EL DIABLO Y LA SANTA No hay duda de que los uruguayos, además de grandes conversadores, son excelentes anfitriones. Fabio Gazzola es uno de ellos. Este hombre, surfista de toda la vida, cambió su agitada vida empresarial por un pasar más tranquilo en Punta del Diablo, cuando esta playa aún no era el boom en el que se convirtió en los últimos tiempos. Unos veinte años atrás, Fabio inauguró, sin querer queriendo, el hostel La Casa de las Boyas, un alojamiento con 130 camas y departamentos privados equipados. Un hostel con muchos espacios comunes, una pileta y un restaurante que está entre los mejores de esta playa. Mientras cenamos, Fabio cuenta su historia, un relato que es, al mismo tiempo, un retazo importante del lugar. “Siempre me gustó la naturaleza, desde chico, el campo, la playa. Surfeo desde los trece años.

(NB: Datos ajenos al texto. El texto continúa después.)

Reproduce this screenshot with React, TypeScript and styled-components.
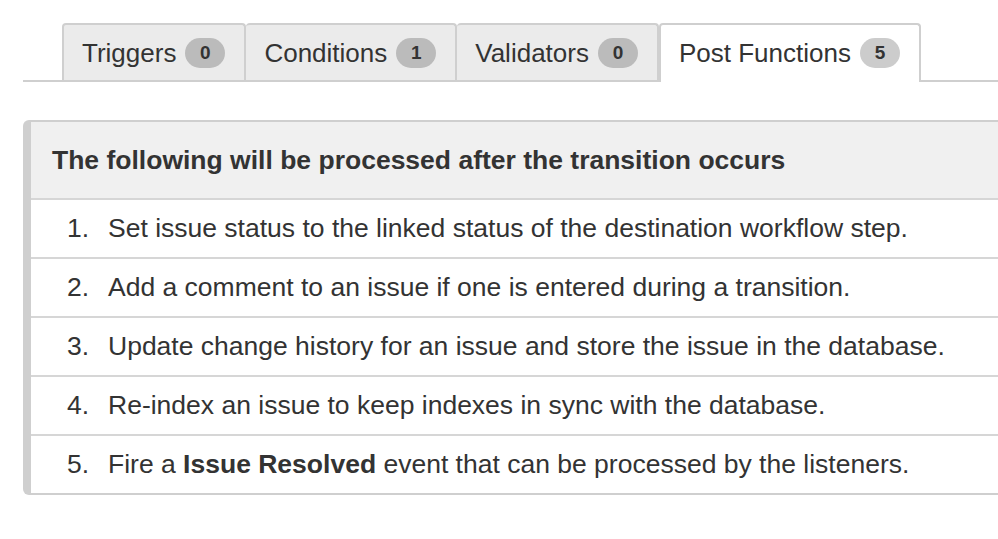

Cuando empecé a recorrer la costa, pasaba por Punta del Diablo camino al Chuy, y paraba en un restaurante en la punta, que ahora está abandonado. Era un pueblito de pescadores pequeños, sin turismo, y eso era lo que más me gustaba. Pero decían que no había olas, y mientras comía vi que en Rivero, la playa siguiente, sí había “. Fabio recuerda entonces que salió corriendo hacia allá, se quedó surfeando todo el día, y alquiló una de las pocas casas que había. “Termine comprando la duna donde me había parado a ver las olas, que es donde está el hostel ahora. Después compré los otros cuatro terrenos, pero nunca con un fin comercial, sino pensando en que si algún día esto crecía, no iba a tener vecinos pegados. Quería poder mirar lejos, tener el mar enfrente”. Corría el año 1990 y ni por asomo alguien imaginaba que Punta del Diablo se convertiría en el balneario agitado que es hoy en plena temporada.
Al lado de Punta del Diablo está el Parque Nacional Santa Teresa, custodiado por militares que manejan el camping y cuidan del zoológico, el vivero y las demás instalaciones. Si el viajero no acampa acá, puede recorrerlo en una cabalgata o acercarse a disfrutar de sus playa semidesiertas. Partiendo desde Punta del Diablo, son diez minutos hasta la entrada del parque por las dunas. La vuelta se puede hacer por la playa, cabalgando a toda velocidad.
El parque también se puede recorrer de la mano de Mariana Rovira, que al volante de su querida camioneta Mahindra 4x4 organiza paseos personalizados por la costa de Rocha. Mariana propone una vuelta por el parque con parada para almorzar una tremenda paella en el restorán La Moza y seguir un poco más allá, hacia la estación biológica Potrerillo de Santa Teresa, un lugar poco explorado, ubicado en el margen noreste de la laguna Negra, una ojo de agua enorme, precioso.
Potrerillos es una reserva de 715 hectáreas de praderas, bañados, monte y costa de laguna. Declarado sitio Ramsar (convenio cuyo objetivo es la conservación de los humedales), este vergel es un lugar de paso de aves migratorias. “Esto es virgen -comenta Mariana-. Me encantaría que cuando muera, siga así”. Para entrar a la reserva, hay que hacerlo con el guardaparques, que nos espera a la entrada. “¿Qué queres bichar, así organizamos la vuelta?”, pregunta el guardaparque, Francisco Lavecchia, antes de emprender la vuelta por este paisaje insospechado, habitado por ñandúes y carpinchos, martinetas y chingolos, garzas y tordos. Pasamos por el centro de interpretación, donde Lavecchia cuenta acerca del cerrito de indios, un tipo de sitio arqueológico que aún despierta diferentes interpretaciones por los arqueólogos de todo el mundo. Luego, andamos por un sendero hasta la costa de la laguna, para finalizar el recorrido contemplando los diversos tonos de verde y ecosistemas desde un mirador.
A un lado los bañados, al otro la pradera, custodiada por la palmera Butiá, guardiana del territorio de Rocha, uno de los secretos mejor guardados de la costa charrúa.